The case relates to trade secrets for opaque polymers, hollow spheres that are added to paint to increase its opacity. Dow filed an ITC complaint seeking an investigation into Organik Kimya’s product based on infringement of four patents. During the course of discovery, Dow added trade secret misappropriation claims after discovering that Organik may have worked with three former Dow employees to develop its opaque polymers. 

Dow sought discovery related to the three former employees and, in the process, “discovered spoliation of evidence on a staggering scale.” The list of evidence destroyed is extensive, but it includes use of specialized software to wipe a laptop hard drive after the ITC authorized Dow to review it, physically destroying other computer equipment, and “accidentally” losing a laptop and external drives in a rest stop bathroom (shudder quotes in original). As a result, the ITC imposed a default judgment sanction on Organik, as well as a 25-year exclusion order.
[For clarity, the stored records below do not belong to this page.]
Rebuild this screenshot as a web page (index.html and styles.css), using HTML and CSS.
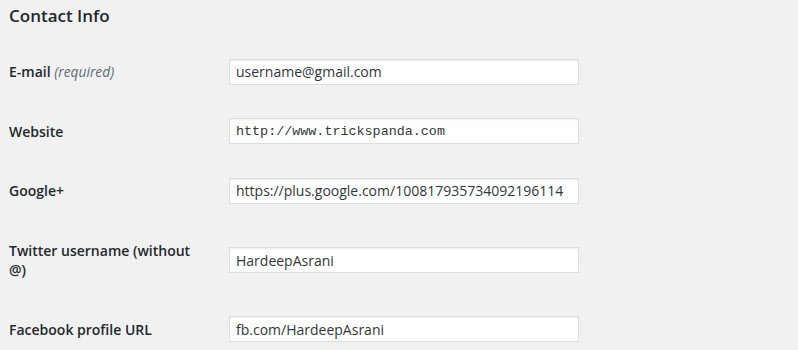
FILE: index.html
```html
<!DOCTYPE html>
<html>
<head>
  <title>Profile - Contact Info</title>
  <link rel="stylesheet" href="styles.css">
</head>
<body>

  <h2 class="section-title">Contact Info</h2>

  <div class="form-table">
    <div class="form-row">
      <label class="form-label" for="email">E-mail <span class="description">(required)</span></label>
      <div class="form-field">
        <input type="email" id="email" class="regular-text" value="username@gmail.com">
      </div>
    </div>
    <div class="form-row">
      <label class="form-label" for="url">Website</label>
      <div class="form-field">
        <input type="url" id="url" class="regular-text code" value="http://www.trickspanda.com">
      </div>
    </div>
    <div class="form-row">
      <label class="form-label" for="googleplus">Google+</label>
      <div class="form-field">
        <input type="text" id="googleplus" class="regular-text" value="https://plus.google.com/100817935734092196114">
      </div>
    </div>
    <div class="form-row">
      <label class="form-label" for="twitter">Twitter username (without @)</label>
      <div class="form-field">
        <input type="text" id="twitter" class="regular-text" value="HardeepAsrani">
      </div>
    </div>
    <div class="form-row">
      <label class="form-label" for="facebook">Facebook profile URL</label>
      <div class="form-field">
        <input type="text" id="facebook" class="regular-text" value="fb.com/HardeepAsrani">
      </div>
    </div>
  </div>

</body>
</html>
```

FILE: styles.css
```css
body {
  margin: 0;
  padding: 0 9px;
  background-color: #f1f1f1;
  color: #23282d;
  font-family: "Open Sans", sans-serif;
  font-size: 14px;
}
.section-title {
  font-size: 17px;
  font-weight: 600;
  line-height: 22px;
  margin: 5px 0 15px;
}
.form-table {
  display: grid;
  grid-template-columns: 210px 1fr;
}
.form-row {
  display: contents;
}
.form-label {
  width: 200px;
  padding: 20px 10px 20px 0;
  font-weight: 600;
  line-height: 19.5px;
}
.description {
  font-size: 13.8px;
  font-style: italic;
  font-weight: normal;
  color: #5f6b7a;
}
.form-field {
  display: flex;
  align-items: center;
  padding: 15px 10px;
}
.regular-text {
  box-sizing: border-box;
  width: 350px;
  height: 26px;
  margin: 1.75px 0;
  padding: 3px 6px;
  border: 1px solid #ddd;
  box-shadow: inset 0 1px 2px rgba(0, 0, 0, 0.07);
  background-color: #fff;
  color: #32373c;
  font-family: "Open Sans", sans-serif;
  font-size: 14px;
  outline: none;
}
.code {
  font-family: "Liberation Mono", monospace;
  font-size: 13.4px;
}
```
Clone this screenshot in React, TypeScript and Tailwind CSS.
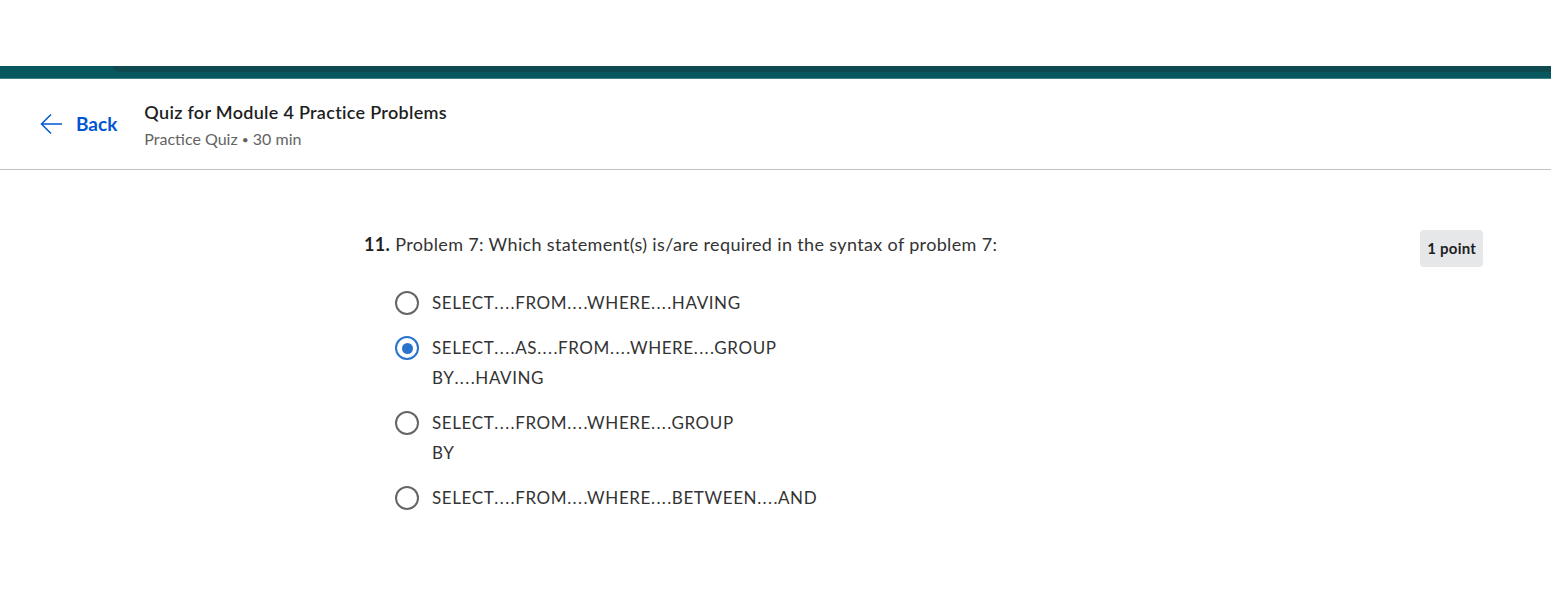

Organik appealed.

The Federal Circuit affirmed both the default judgment sanction and the exclusion order. The court determined that the ITC was within its authority to impose a default judgment sanction for non-compliance with a discovery order. The Court acknowledged that such a sanction is extreme and reserved for only the most serious of cases. However, the Court also noted that sanctions are reviewed only for abuse of discretion, and that in this case the ITC made numerous factual findings supporting its determination. The Court further noted that this case falls “squarely” within the type of conduct that merits default judgment, although not all discovery non-compliance would do so.

In terms of the ITC’s 25-year exclusion order, Organik challenged the length of the order, which was intended to last as long as it would take to independently develop the misappropriated trade secrets. Again the Federal Circuit affirmed the ITC, noting that the ITC found that Dow’s expert credibly testified that it would take Organik 15 to 25 years to develop the technology in question and Organik’s only arguments to the contrary were based on re-litigating the merits of the trade secret dispute it had already lost.